October 26, 2025 at 4:03 AM
Multiple poor experiences with space vendors is what led to the drive for vertical integration.
With Merlin 1C, the pumps were brought in house, although still based on the initial Fastrac 1.
However over the course of Merlin dev, the pumps have 4x'd their original horsepower; think pump of Theseus.
October 26, 2025 at 4:03 AM
Going back to the initial days of SpaceX, one of the initial ideas was horizontal integration. The Fastrac turbopumps made by Barbel Nichols were bought and used for the Merlin 1A. This did aid with development timelines and helped them get a vehicle to pad.

spacenews.com/web-entrepre...
October 26, 2025 at 4:03 AM
I just don't like using the limited amount of extremely scientifically valuable volatiles for something as commoditized as propellant, so I'm not a fan of full H2/LOX ISRU. And oxygen is by mass 40% of the Moon and everywhere, so it's substantially easier to work with.
October 26, 2025 at 12:48 AM
With a 3.1 days/launch cadence, these V2 mini sats and a 5yr replacement time, it implies a max constellation size of ~15,000. This gives them the ability to triple their current capacity which currently supports 7 million users and an annual revenue of ~$10B with some B$ amount of profit.
October 26, 2025 at 12:29 AM
They've launched a Starlink F9 launch every 3.1 days this year.

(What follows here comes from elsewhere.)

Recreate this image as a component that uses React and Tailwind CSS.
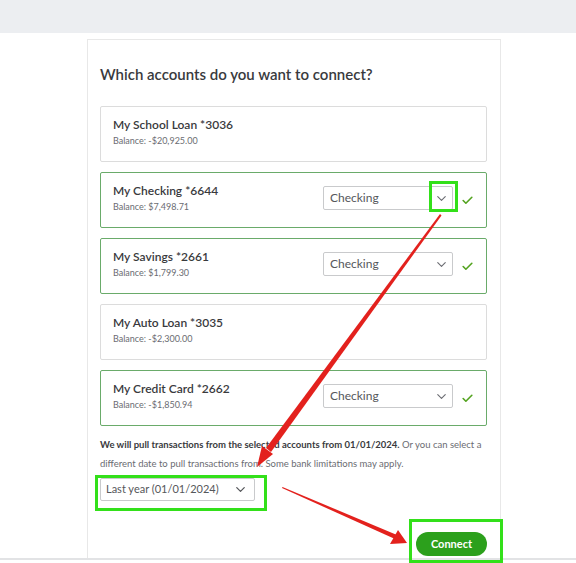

The current Starlink V2 mini optimized weigh 575kg, compared to the 260kg of V1, so they only launch max of 28 per F9, compared to the original 60 from 2020. However, V2 minis have >2x Gbps/kg capacity compared to those original V1s.
October 26, 2025 at 12:29 AM
They make Raptor Vac's. The issue here is that a gimballing R-Vac replacing the sea levels would have significant gimbal limits due to volume constraints, require a new engine section and have engine out reliability issues.
So they took the performance hit to optimise for financial metrics.
October 18, 2025 at 5:34 AM
With the argument of cheap launch; SpaceX made the trade that developing a vac optimised gimballing engine wasn't worth it over just taking the performance hit from an averaged vehicle level ISP of ~345s.
Performance efficiency is one side of the coin, financial efficiency is another.
October 16, 2025 at 11:55 PM
300 characters get me acting unwise.
October 16, 2025 at 3:13 AM
Mr Accelerationista stated that sea level engines can't work in a vacuum; I stated this is not accurate.

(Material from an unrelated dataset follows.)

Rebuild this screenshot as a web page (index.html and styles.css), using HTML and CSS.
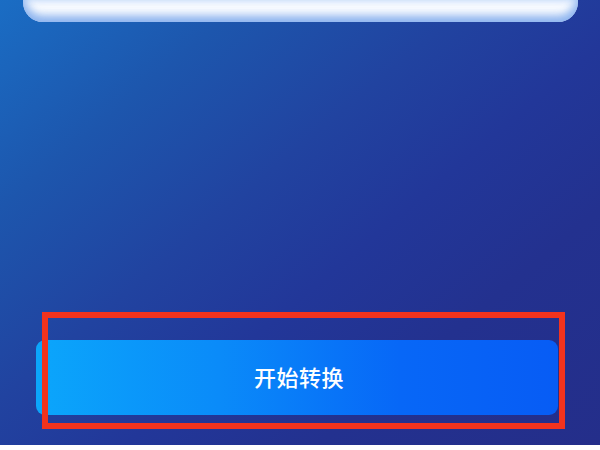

Is my previous message really all that confusing?
October 15, 2025 at 11:41 PM
God damn it I hate XKCD 386
October 15, 2025 at 3:07 AM
... under expansion decreases performance compared to optimum, but the engine still works fine which is glaringly obvious by the footage.

It's over expansion which causes issues at sea level with vac engines nozzles failing (although R-Vac sorta gets away with it)
October 15, 2025 at 3:05 AM
My god these views are so excellent. Moon 2028, Mars 2030, Idk I like the cut of that jib.

Now SpaceX lets do a clean transition to V3; none of this screwing around for 4 launches.
October 14, 2025 at 3:21 AM
"WHAT DO YOU MEAN you combined lunar orbit rendezvous with earth orbit rendezvous and still have a lander and launch vehicle that's bigger our Direct proposals with more launches than von Braun Saturn 1B proposal (with a little lunar surface rendezvous just for taste)?"